RCM and Electronics by Graham StevenJune 19, 2020 April 30, 2022
The types of electronic equipment where RCM has made a significant impact are predominantly military equipment such as:
- Radars and sonars
- Communications outfits
- Weapon systems
- Command information systems
- Compass and other ships attitude systems and their associated retransmission and distribution
- Platform management
- Machinery condition and surveillance systems
- Nuclear submarine propulsion instrumentation and control.
Because of the predominance of random failure (failure patterns “E” and “F” to RCM aficionados) and therefore intrinsically unpredictable, most task types are either fix on failure (or No Scheduled Maintenance, NSM) or scheduled Failure Finding.
In RCM analysis terms, these ‘default’ tasks allow a significant degree of aggregation into super black boxes, leading to quick analysis. For example, the analysis of the external communications suite for the Royal Navy (RN)’s Single Role Minehunter (SRMH) class was completed in less than 15 days.
It is stressed that technical detail is not lost, provided the black boxes are sufficiently specified to include all line replaceable units (LRUs) within each black box. In this way the RCM analysis generates the range of spares necessary to support the equipment. The scale of spares holding can then be evaluated using probabilistic calculation. Spares holdings evaluated in this way are therefore based on functional requirements, being directly related to RCM, rather than on the conventional parts-count approach.
In one study concerning a warship’s platform management system consisting of a number of distributed workstations connected via a dual-redundant ethernet system, a spares review using this approach revealed a potential reduction of 75% on recommended spares and at the same time recommending spares not considered necessary by the OEM, some of which were shown during acceptance trials to be essential.
Experience with RCM in this electronic systems domain has shown maintenance effort savings to be not less than 30% – and sometimes as much as 90% reduction – in OEM-recommended maintenance. A maintenance comparison for the SRMH external communications referenced earlier revealed a 77% reduction in maintenance effort, a particularly valuable reduction in an already lean-manned environment.

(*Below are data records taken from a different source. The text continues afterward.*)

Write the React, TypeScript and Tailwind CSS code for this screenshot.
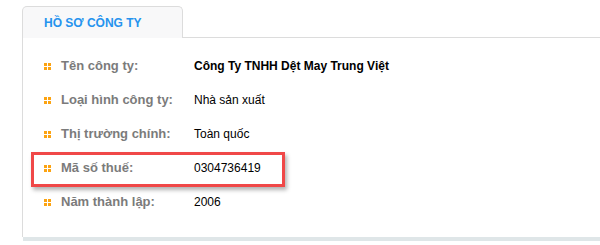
const rows = [
  { label: 'Tên công ty:', value: 'Công Ty TNHH Dệt May Trung Việt', bold: true },
  { label: 'Loại hình công ty:', value: 'Nhà sản xuất' },
  { label: 'Thị trường chính:', value: 'Toàn quốc' },
  { label: 'Mã số thuế:', value: '0304736419', highlight: true },
  { label: 'Năm thành lập:', value: '2006' },
];

function Bullet() {
  return (
    <span className="grid grid-cols-2 gap-[1px] w-[7px] h-[7px] shrink-0">
      <span className="bg-[#fca311]" />
      <span className="bg-[#fca311]" />
      <span className="bg-[#fca311]" />
      <span className="bg-[#fca311]" />
    </span>
  );
}

export default function App() {
  return (
    <div
      className="w-[600px] h-[245px] bg-white pl-[22px] pt-[6px] overflow-hidden"
      style={{ fontFamily: '"Liberation Sans", Arial, sans-serif' }}
    >
      {/* Tab header */}
      <div className="flex items-end">
        <div className="w-[161px] h-[32px] border border-b-0 border-[#dcdcdc] rounded-t-[5px] bg-[#f8f8f9] flex items-center pl-[21px]">
          <span className="text-[12px] font-bold text-[#2693ee] leading-none">HỒ SƠ CÔNG TY</span>
        </div>
        <div className="flex-1 border-b border-[#dcdcdc]" />
      </div>

      {/* Body */}
      <div className="border-l border-[#dcdcdc] h-[199px] pt-[11px] pl-[21px]">
        {rows.map((row) => (
          <div key={row.label} className="relative flex items-center h-[34px]">
            {row.highlight && (
              <div className="absolute left-[-13px] top-[1px] w-[254px] h-[35px] border-[3px] border-[#f04848] shadow-[2px_3px_4px_rgba(0,0,0,0.3)]" />
            )}
            <Bullet />
            <span className="ml-[10px] w-[133px] text-[13px] font-bold text-[#7b7b7b]">{row.label}</span>
            <span className={`text-[12px] text-black ${row.bold ? 'font-bold' : ''}`}>{row.value}</span>
          </div>
        ))}
      </div>
      <div className="h-[4px] ml-[1px] bg-[#dfe6e8]" />
    </div>
  );
}
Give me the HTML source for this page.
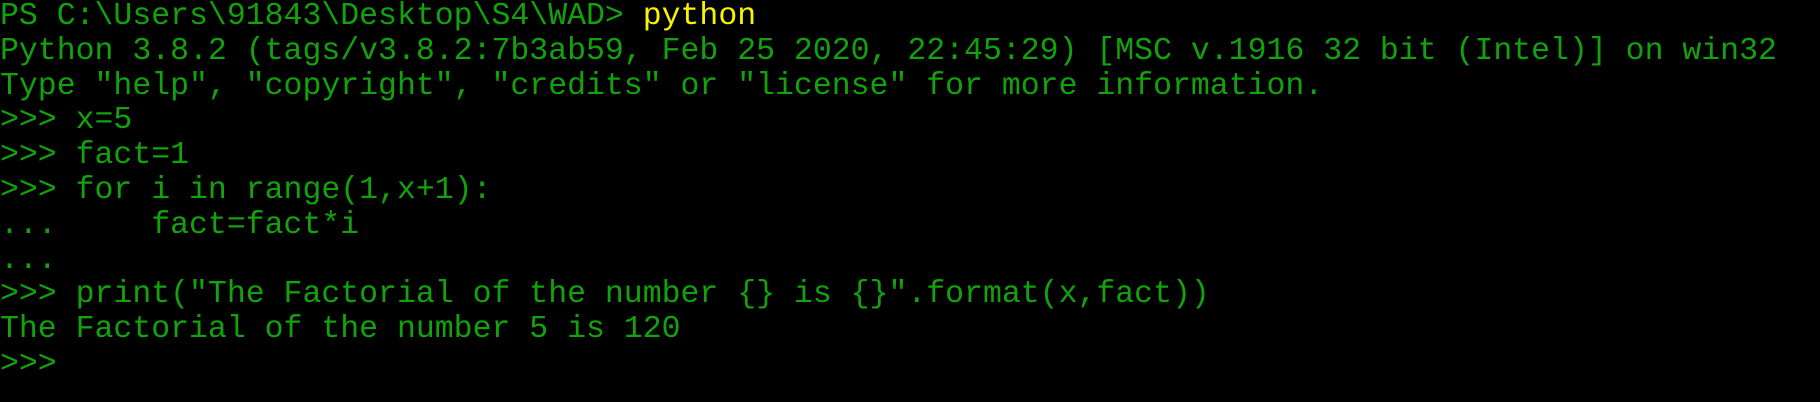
<!DOCTYPE html>
<html><head><meta charset="utf-8"><style>
html,body{margin:0;padding:0;background:#000;width:1820px;height:402px;overflow:hidden}
pre{margin:0;padding:0;font-family:"Liberation Mono",monospace;font-size:31.5px;line-height:34.8px;color:#13A10E;white-space:pre;letter-spacing:0}
.y{color:#F5F500}
</style></head><body><pre>PS C:\Users\91843\Desktop\S4\WAD&gt; <span class="y">python</span>
Python 3.8.2 (tags/v3.8.2:7b3ab59, Feb 25 2020, 22:45:29) [MSC v.1916 32 bit (Intel)] on win32
Type "help", "copyright", "credits" or "license" for more information.
&gt;&gt;&gt; x=5
&gt;&gt;&gt; fact=1
&gt;&gt;&gt; for i in range(1,x+1):
...     fact=fact*i
...
&gt;&gt;&gt; print("The Factorial of the number {} is {}".format(x,fact))
The Factorial of the number 5 is 120
&gt;&gt;&gt;</pre></body></html>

One of the early pilot studies for the RN involved a major surface surveillance radar system, widely fitted across several warship classes. Shortly after the RCM study completed, but before the revised maintenance was put in place within the Fleet, a number of major radar failures occurred during an international exercise. It is notable that all these failures had already been considered in the RCM analysis, together with a failure management plan, thus illustrating the power of the RCM process to brainstorm and devise appropriate failure management strategies. This pilot study proved to be a watershed and was the principal reason for the RN to embrace the RCM process within the weapons electrical field.